Although California’s high taxes and environmental fees factor into the disparity, Newsom and proponents of the penalty say that doesn’t completely explain what was happening at the time. California gas prices kept climbing as the price of crude oil dropped. Newsom said that’s because oil companies were taking advantage of California drivers to rake in unprecedented profits.
California gas prices have dropped significantly since then, but Newsom argues the price-gouging measure is still needed to deter future price spikes.
Newsom did not say how much money Californians could expect to receive if an oil company still decided to hike up the price of gasoline above the state-designated threshold.
And as for how the refunds would be distributed, he suggested it could be done in a similar fashion as this year’s inflation relief checks and the 2021 Golden State Stimulus.
In both cases, leaders used the Franchise Tax Board to send taxpayers money through direct deposit or mailed debit cards.
“I hope we never have to go there,” Newsom said. “Because I hope the oil companies change their ways.”
The bill also calls for expanding the powers of the California Energy Commission and the state Department of Tax and Fee Administration to allow them to investigate and obtain information from oil companies on their costs, supply levels and operations.
Oil companies hoped to see more specific language on the penalty proposal after months of discussion, said Kevin Slagle, a spokesman for the Western States Petroleum Association. He said market forces, environmental regulations and public policy are responsible for high gas prices.
“Overall, it’s still the wrong approach to driving lower energy costs in the state,” Slagle said.
Price-gouging penalty versus tax
Over time, the Democratic governor has changed his rhetoric around the proposal, retiring the term “windfall tax” and instead referring to it as a “price gouging penalty.”
It’s a shift that could help win over more moderate Democrats and provide more wiggle room for the votes needed to pass the measure. Passing a tax in the Legislature would require two-thirds support while a cap or penalty only needs a simple majority.
When asked about the deviation, Newsom said his proposal “went down a different path, a much better path.” He said the legislative vote threshold was “not a part of my consciousness.”
Democratic lawmakers were hopeful about the new penalty’s chances in the Legislature. But Republicans suggested the move will do little to change gas prices, and lawmakers are better off suspending the state’s gas tax and increasing statewide oil production.
Assemblyman Alex Lee, D-San José, who floated a similar idea last year, was optimistic about getting a proposal passed but acknowledged there would likely be a difficult road ahead.
”I think in times of crisis, we have more momentum,” Lee said. “Now we’re talking about the future and being proactive, so it might be harder.”
Assemblyman Vince Fong, R-Kern County, said the penalty will do nothing to lower gas prices and that it will actually “have the opposite effect.”

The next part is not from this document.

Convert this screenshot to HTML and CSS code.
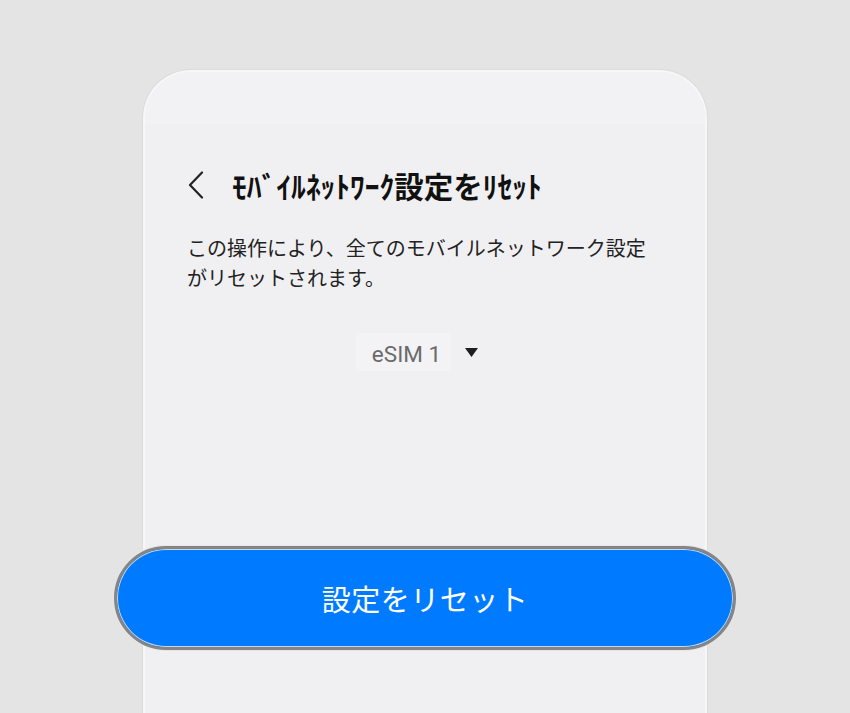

“If we are going to to really hone in on energy, let’s have the debate,” Fong said. “But what the governor’s proposal is going to do, is it’s going to increase the cost of energy production in California. And that’s going to make us more dependent on foreign countries, like Saudi Arabia, Iraq, Ecuador — countries that don’t share our values.”
Fong suggested the Legislature should instead suspend the gas tax and backfill the lost revenue with general fund dollars, a proposal Republicans repeatedly pushed during the previous legislative session.
“The governor always says that the budget reflects values and priorities,” Fong said. “If the governor’s No. 1 priority is to reduce the price of gasoline on hardworking Californians, prioritize it — make it No. 1.”